Copy out all of the material, matching it word for word.

[Rows from a dataset]

········

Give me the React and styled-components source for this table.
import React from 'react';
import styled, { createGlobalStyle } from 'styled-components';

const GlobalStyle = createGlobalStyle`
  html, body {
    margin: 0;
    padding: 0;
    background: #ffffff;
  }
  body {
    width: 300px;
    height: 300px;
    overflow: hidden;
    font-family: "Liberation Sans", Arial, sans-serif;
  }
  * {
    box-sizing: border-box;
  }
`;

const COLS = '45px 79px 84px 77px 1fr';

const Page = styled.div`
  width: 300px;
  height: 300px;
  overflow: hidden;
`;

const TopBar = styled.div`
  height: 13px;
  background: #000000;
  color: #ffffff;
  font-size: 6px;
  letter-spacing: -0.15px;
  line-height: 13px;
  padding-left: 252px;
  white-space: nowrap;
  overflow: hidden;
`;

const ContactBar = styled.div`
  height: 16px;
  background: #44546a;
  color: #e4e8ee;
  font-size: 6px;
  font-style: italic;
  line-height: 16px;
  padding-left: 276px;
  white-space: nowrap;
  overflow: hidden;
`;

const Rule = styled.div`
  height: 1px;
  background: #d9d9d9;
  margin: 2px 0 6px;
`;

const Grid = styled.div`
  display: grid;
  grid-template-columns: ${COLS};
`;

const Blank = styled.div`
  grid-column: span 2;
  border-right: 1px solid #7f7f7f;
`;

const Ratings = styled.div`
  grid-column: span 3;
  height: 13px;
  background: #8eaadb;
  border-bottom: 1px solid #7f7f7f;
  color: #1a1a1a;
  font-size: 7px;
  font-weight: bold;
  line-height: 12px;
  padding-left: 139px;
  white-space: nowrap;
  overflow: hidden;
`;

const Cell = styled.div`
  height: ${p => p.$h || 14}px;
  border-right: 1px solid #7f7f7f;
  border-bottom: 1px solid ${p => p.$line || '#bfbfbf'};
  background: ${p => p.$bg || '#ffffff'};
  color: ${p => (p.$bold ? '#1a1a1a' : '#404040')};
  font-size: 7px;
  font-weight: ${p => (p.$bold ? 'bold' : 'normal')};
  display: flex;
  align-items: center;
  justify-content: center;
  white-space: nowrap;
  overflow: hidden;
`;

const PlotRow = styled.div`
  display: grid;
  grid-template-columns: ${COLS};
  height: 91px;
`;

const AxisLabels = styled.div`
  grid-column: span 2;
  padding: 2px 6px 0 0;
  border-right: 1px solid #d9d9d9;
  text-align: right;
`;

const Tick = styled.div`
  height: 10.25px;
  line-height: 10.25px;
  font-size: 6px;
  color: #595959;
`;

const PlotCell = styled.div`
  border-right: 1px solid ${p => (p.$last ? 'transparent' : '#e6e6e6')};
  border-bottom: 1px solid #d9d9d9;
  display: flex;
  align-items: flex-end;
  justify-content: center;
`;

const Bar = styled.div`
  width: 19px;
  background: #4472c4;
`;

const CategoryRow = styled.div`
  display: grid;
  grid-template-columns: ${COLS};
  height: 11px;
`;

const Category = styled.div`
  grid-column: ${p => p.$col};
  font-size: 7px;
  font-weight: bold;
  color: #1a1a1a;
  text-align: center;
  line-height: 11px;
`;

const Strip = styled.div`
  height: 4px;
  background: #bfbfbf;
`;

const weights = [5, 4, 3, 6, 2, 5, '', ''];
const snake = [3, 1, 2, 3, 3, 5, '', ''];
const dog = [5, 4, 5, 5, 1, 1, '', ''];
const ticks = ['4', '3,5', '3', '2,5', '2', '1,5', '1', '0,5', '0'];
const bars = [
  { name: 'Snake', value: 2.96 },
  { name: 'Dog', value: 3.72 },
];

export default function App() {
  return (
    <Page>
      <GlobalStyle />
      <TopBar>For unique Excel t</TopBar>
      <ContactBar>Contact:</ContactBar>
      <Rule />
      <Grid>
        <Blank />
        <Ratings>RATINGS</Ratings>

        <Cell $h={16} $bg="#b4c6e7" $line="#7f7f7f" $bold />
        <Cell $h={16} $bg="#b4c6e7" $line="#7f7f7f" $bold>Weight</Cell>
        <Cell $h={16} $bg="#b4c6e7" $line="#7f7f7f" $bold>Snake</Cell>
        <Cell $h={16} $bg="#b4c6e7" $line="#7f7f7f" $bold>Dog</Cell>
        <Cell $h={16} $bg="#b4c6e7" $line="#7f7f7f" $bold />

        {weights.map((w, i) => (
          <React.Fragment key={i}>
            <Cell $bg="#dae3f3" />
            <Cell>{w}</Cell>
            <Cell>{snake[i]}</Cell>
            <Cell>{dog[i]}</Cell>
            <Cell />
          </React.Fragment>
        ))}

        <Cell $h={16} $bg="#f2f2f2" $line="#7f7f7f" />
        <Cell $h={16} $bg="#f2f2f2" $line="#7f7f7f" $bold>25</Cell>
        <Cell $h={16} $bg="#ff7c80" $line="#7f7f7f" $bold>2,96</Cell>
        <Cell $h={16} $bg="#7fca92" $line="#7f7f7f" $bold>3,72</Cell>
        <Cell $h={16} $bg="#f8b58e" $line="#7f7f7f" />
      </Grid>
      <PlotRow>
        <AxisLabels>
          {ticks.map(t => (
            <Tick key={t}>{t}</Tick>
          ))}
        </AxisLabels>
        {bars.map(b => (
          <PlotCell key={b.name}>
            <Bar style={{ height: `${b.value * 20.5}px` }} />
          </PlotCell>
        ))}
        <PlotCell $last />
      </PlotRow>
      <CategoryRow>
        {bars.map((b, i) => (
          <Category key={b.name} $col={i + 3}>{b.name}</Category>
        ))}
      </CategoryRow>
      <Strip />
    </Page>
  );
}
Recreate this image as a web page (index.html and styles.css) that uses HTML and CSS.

········

→ **Solution for this task**
Give me the React and styled-components source for this table.
import React from 'react';
import styled, { createGlobalStyle } from 'styled-components';

const GlobalStyle = createGlobalStyle`
  html, body {
    margin: 0;
    padding: 0;
    background: #ffffff;
  }
  body {
    width: 300px;
    height: 300px;
    overflow: hidden;
    font-family: "Liberation Sans", Arial, sans-serif;
  }
  * {
    box-sizing: border-box;
  }
`;

const COLS = '45px 79px 84px 77px 1fr';

const Page = styled.div`
  width: 300px;
  height: 300px;
  overflow: hidden;
`;

const TopBar = styled.div`
  height: 13px;
  background: #000000;
  color: #ffffff;
  font-size: 6px;
  letter-spacing: -0.15px;
  line-height: 13px;
  padding-left: 252px;
  white-space: nowrap;
  overflow: hidden;
`;

const ContactBar = styled.div`
  height: 16px;
  background: #44546a;
  color: #e4e8ee;
  font-size: 6px;
  font-style: italic;
  line-height: 16px;
  padding-left: 276px;
  white-space: nowrap;
  overflow: hidden;
`;

const Rule = styled.div`
  height: 1px;
  background: #d9d9d9;
  margin: 2px 0 6px;
`;

const Grid = styled.div`
  display: grid;
  grid-template-columns: ${COLS};
`;

const Blank = styled.div`
  grid-column: span 2;
  border-right: 1px solid #7f7f7f;
`;

const Ratings = styled.div`
  grid-column: span 3;
  height: 13px;
  background: #8eaadb;
  border-bottom: 1px solid #7f7f7f;
  color: #1a1a1a;
  font-size: 7px;
  font-weight: bold;
  line-height: 12px;
  padding-left: 139px;
  white-space: nowrap;
  overflow: hidden;
`;

const Cell = styled.div`
  height: ${p => p.$h || 14}px;
  border-right: 1px solid #7f7f7f;
  border-bottom: 1px solid ${p => p.$line || '#bfbfbf'};
  background: ${p => p.$bg || '#ffffff'};
  color: ${p => (p.$bold ? '#1a1a1a' : '#404040')};
  font-size: 7px;
  font-weight: ${p => (p.$bold ? 'bold' : 'normal')};
  display: flex;
  align-items: center;
  justify-content: center;
  white-space: nowrap;
  overflow: hidden;
`;

const PlotRow = styled.div`
  display: grid;
  grid-template-columns: ${COLS};
  height: 91px;
`;

const AxisLabels = styled.div`
  grid-column: span 2;
  padding: 2px 6px 0 0;
  border-right: 1px solid #d9d9d9;
  text-align: right;
`;

const Tick = styled.div`
  height: 10.25px;
  line-height: 10.25px;
  font-size: 6px;
  color: #595959;
`;

const PlotCell = styled.div`
  border-right: 1px solid ${p => (p.$last ? 'transparent' : '#e6e6e6')};
  border-bottom: 1px solid #d9d9d9;
  display: flex;
  align-items: flex-end;
  justify-content: center;
`;

const Bar = styled.div`
  width: 19px;
  background: #4472c4;
`;

const CategoryRow = styled.div`
  display: grid;
  grid-template-columns: ${COLS};
  height: 11px;
`;

const Category = styled.div`
  grid-column: ${p => p.$col};
  font-size: 7px;
  font-weight: bold;
  color: #1a1a1a;
  text-align: center;
  line-height: 11px;
`;

const Strip = styled.div`
  height: 4px;
  background: #bfbfbf;
`;

const weights = [5, 4, 3, 6, 2, 5, '', ''];
const snake = [3, 1, 2, 3, 3, 5, '', ''];
const dog = [5, 4, 5, 5, 1, 1, '', ''];
const ticks = ['4', '3,5', '3', '2,5', '2', '1,5', '1', '0,5', '0'];
const bars = [
  { name: 'Snake', value: 2.96 },
  { name: 'Dog', value: 3.72 },
];

export default function App() {
  return (
    <Page>
      <GlobalStyle />
      <TopBar>For unique Excel t</TopBar>
      <ContactBar>Contact:</ContactBar>
      <Rule />
      <Grid>
        <Blank />
        <Ratings>RATINGS</Ratings>

        <Cell $h={16} $bg="#b4c6e7" $line="#7f7f7f" $bold />
        <Cell $h={16} $bg="#b4c6e7" $line="#7f7f7f" $bold>Weight</Cell>
        <Cell $h={16} $bg="#b4c6e7" $line="#7f7f7f" $bold>Snake</Cell>
        <Cell $h={16} $bg="#b4c6e7" $line="#7f7f7f" $bold>Dog</Cell>
        <Cell $h={16} $bg="#b4c6e7" $line="#7f7f7f" $bold />

        {weights.map((w, i) => (
          <React.Fragment key={i}>
            <Cell $bg="#dae3f3" />
            <Cell>{w}</Cell>
            <Cell>{snake[i]}</Cell>
            <Cell>{dog[i]}</Cell>
            <Cell />
          </React.Fragment>
        ))}

        <Cell $h={16} $bg="#f2f2f2" $line="#7f7f7f" />
        <Cell $h={16} $bg="#f2f2f2" $line="#7f7f7f" $bold>25</Cell>
        <Cell $h={16} $bg="#ff7c80" $line="#7f7f7f" $bold>2,96</Cell>
        <Cell $h={16} $bg="#7fca92" $line="#7f7f7f" $bold>3,72</Cell>
        <Cell $h={16} $bg="#f8b58e" $line="#7f7f7f" />
      </Grid>
      <PlotRow>
        <AxisLabels>
          {ticks.map(t => (
            <Tick key={t}>{t}</Tick>
          ))}
        </AxisLabels>
        {bars.map(b => (
          <PlotCell key={b.name}>
            <Bar style={{ height: `${b.value * 20.5}px` }} />
          </PlotCell>
        ))}
        <PlotCell $last />
      </PlotRow>
      <CategoryRow>
        {bars.map((b, i) => (
          <Category key={b.name} $col={i + 3}>{b.name}</Category>
        ))}
      </CategoryRow>
      <Strip />
    </Page>
  );
}
Recreate this image as a web page (index.html and styles.css) that uses HTML and CSS.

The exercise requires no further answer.